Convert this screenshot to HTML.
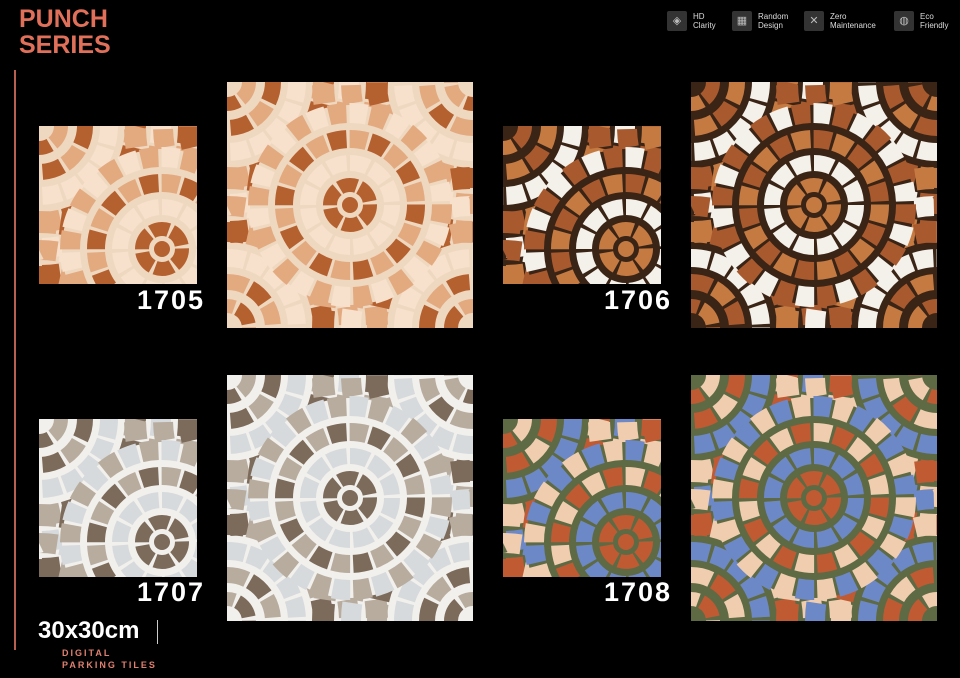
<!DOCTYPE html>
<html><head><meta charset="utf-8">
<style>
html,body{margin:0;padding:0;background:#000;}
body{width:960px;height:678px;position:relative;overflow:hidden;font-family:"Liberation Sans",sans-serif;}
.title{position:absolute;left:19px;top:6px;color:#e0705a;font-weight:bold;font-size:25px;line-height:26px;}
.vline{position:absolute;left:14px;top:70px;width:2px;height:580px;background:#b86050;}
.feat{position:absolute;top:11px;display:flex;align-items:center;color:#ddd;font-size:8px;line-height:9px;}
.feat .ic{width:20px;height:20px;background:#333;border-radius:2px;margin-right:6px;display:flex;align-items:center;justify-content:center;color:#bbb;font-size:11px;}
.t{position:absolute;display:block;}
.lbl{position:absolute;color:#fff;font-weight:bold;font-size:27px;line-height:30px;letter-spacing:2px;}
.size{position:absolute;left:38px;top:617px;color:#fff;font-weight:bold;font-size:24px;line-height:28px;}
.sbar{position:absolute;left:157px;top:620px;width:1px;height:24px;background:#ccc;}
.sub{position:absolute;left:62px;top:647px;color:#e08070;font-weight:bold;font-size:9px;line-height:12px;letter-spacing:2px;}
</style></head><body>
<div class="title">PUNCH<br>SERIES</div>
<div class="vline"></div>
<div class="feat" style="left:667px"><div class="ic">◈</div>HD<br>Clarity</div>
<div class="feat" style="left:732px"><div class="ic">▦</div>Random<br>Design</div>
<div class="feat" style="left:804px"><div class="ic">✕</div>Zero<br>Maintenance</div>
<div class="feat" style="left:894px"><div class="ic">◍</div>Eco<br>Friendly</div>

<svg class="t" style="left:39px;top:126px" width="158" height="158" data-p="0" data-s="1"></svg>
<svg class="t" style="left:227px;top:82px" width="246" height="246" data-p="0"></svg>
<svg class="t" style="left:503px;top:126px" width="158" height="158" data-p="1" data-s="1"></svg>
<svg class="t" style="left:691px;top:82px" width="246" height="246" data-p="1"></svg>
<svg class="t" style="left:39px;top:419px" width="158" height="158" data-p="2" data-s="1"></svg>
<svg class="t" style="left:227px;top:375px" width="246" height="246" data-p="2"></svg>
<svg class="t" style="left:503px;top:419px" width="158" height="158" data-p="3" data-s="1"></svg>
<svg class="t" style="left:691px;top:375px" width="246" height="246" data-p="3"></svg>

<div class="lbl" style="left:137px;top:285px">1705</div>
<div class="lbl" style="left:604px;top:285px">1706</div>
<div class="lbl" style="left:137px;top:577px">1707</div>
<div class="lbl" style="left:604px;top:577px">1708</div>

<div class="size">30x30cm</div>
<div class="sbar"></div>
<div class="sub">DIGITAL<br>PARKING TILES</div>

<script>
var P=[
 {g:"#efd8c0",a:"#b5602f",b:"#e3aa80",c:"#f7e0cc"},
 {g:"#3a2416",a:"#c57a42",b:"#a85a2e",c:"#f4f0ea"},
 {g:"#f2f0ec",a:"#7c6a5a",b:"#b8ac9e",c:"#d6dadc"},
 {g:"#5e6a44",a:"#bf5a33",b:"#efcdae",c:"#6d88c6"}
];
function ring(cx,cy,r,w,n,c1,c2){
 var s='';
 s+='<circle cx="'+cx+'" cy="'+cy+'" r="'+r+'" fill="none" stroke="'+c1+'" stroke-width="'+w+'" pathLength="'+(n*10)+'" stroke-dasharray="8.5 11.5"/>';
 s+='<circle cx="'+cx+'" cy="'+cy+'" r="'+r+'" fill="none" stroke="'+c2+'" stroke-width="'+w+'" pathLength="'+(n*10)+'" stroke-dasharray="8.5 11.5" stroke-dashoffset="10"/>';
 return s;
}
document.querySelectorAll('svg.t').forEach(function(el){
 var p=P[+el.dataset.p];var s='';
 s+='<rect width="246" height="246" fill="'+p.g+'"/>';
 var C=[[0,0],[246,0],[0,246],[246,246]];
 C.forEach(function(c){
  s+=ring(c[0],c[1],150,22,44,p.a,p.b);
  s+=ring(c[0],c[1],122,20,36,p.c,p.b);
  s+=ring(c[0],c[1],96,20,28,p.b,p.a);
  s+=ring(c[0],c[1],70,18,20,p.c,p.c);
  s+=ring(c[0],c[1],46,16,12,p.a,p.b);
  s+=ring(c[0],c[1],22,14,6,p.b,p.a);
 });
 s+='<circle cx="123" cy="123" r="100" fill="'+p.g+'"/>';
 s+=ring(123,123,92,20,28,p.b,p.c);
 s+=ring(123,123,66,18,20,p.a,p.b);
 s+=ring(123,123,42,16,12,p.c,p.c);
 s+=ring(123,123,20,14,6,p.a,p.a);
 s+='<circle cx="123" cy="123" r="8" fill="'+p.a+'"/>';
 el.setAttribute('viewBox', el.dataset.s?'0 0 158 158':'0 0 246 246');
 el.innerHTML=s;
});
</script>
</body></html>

____

▶ **Task details**
Transcribe the material exactly, leaving every picture out.

▶ **Written response**
Convert this screenshot to HTML.
<!DOCTYPE html>
<html><head><meta charset="utf-8">
<style>
html,body{margin:0;padding:0;background:#000;}
body{width:960px;height:678px;position:relative;overflow:hidden;font-family:"Liberation Sans",sans-serif;}
.title{position:absolute;left:19px;top:6px;color:#e0705a;font-weight:bold;font-size:25px;line-height:26px;}
.vline{position:absolute;left:14px;top:70px;width:2px;height:580px;background:#b86050;}
.feat{position:absolute;top:11px;display:flex;align-items:center;color:#ddd;font-size:8px;line-height:9px;}
.feat .ic{width:20px;height:20px;background:#333;border-radius:2px;margin-right:6px;display:flex;align-items:center;justify-content:center;color:#bbb;font-size:11px;}
.t{position:absolute;display:block;}
.lbl{position:absolute;color:#fff;font-weight:bold;font-size:27px;line-height:30px;letter-spacing:2px;}
.size{position:absolute;left:38px;top:617px;color:#fff;font-weight:bold;font-size:24px;line-height:28px;}
.sbar{position:absolute;left:157px;top:620px;width:1px;height:24px;background:#ccc;}
.sub{position:absolute;left:62px;top:647px;color:#e08070;font-weight:bold;font-size:9px;line-height:12px;letter-spacing:2px;}
</style></head><body>
<div class="title">PUNCH<br>SERIES</div>
<div class="vline"></div>
<div class="feat" style="left:667px"><div class="ic">◈</div>HD<br>Clarity</div>
<div class="feat" style="left:732px"><div class="ic">▦</div>Random<br>Design</div>
<div class="feat" style="left:804px"><div class="ic">✕</div>Zero<br>Maintenance</div>
<div class="feat" style="left:894px"><div class="ic">◍</div>Eco<br>Friendly</div>

<svg class="t" style="left:39px;top:126px" width="158" height="158" data-p="0" data-s="1"></svg>
<svg class="t" style="left:227px;top:82px" width="246" height="246" data-p="0"></svg>
<svg class="t" style="left:503px;top:126px" width="158" height="158" data-p="1" data-s="1"></svg>
<svg class="t" style="left:691px;top:82px" width="246" height="246" data-p="1"></svg>
<svg class="t" style="left:39px;top:419px" width="158" height="158" data-p="2" data-s="1"></svg>
<svg class="t" style="left:227px;top:375px" width="246" height="246" data-p="2"></svg>
<svg class="t" style="left:503px;top:419px" width="158" height="158" data-p="3" data-s="1"></svg>
<svg class="t" style="left:691px;top:375px" width="246" height="246" data-p="3"></svg>

<div class="lbl" style="left:137px;top:285px">1705</div>
<div class="lbl" style="left:604px;top:285px">1706</div>
<div class="lbl" style="left:137px;top:577px">1707</div>
<div class="lbl" style="left:604px;top:577px">1708</div>

<div class="size">30x30cm</div>
<div class="sbar"></div>
<div class="sub">DIGITAL<br>PARKING TILES</div>

<script>
var P=[
 {g:"#efd8c0",a:"#b5602f",b:"#e3aa80",c:"#f7e0cc"},
 {g:"#3a2416",a:"#c57a42",b:"#a85a2e",c:"#f4f0ea"},
 {g:"#f2f0ec",a:"#7c6a5a",b:"#b8ac9e",c:"#d6dadc"},
 {g:"#5e6a44",a:"#bf5a33",b:"#efcdae",c:"#6d88c6"}
];
function ring(cx,cy,r,w,n,c1,c2){
 var s='';
 s+='<circle cx="'+cx+'" cy="'+cy+'" r="'+r+'" fill="none" stroke="'+c1+'" stroke-width="'+w+'" pathLength="'+(n*10)+'" stroke-dasharray="8.5 11.5"/>';
 s+='<circle cx="'+cx+'" cy="'+cy+'" r="'+r+'" fill="none" stroke="'+c2+'" stroke-width="'+w+'" pathLength="'+(n*10)+'" stroke-dasharray="8.5 11.5" stroke-dashoffset="10"/>';
 return s;
}
document.querySelectorAll('svg.t').forEach(function(el){
 var p=P[+el.dataset.p];var s='';
 s+='<rect width="246" height="246" fill="'+p.g+'"/>';
 var C=[[0,0],[246,0],[0,246],[246,246]];
 C.forEach(function(c){
  s+=ring(c[0],c[1],150,22,44,p.a,p.b);
  s+=ring(c[0],c[1],122,20,36,p.c,p.b);
  s+=ring(c[0],c[1],96,20,28,p.b,p.a);
  s+=ring(c[0],c[1],70,18,20,p.c,p.c);
  s+=ring(c[0],c[1],46,16,12,p.a,p.b);
  s+=ring(c[0],c[1],22,14,6,p.b,p.a);
 });
 s+='<circle cx="123" cy="123" r="100" fill="'+p.g+'"/>';
 s+=ring(123,123,92,20,28,p.b,p.c);
 s+=ring(123,123,66,18,20,p.a,p.b);
 s+=ring(123,123,42,16,12,p.c,p.c);
 s+=ring(123,123,20,14,6,p.a,p.a);
 s+='<circle cx="123" cy="123" r="8" fill="'+p.a+'"/>';
 el.setAttribute('viewBox', el.dataset.s?'0 0 158 158':'0 0 246 246');
 el.innerHTML=s;
});
</script>
</body></html>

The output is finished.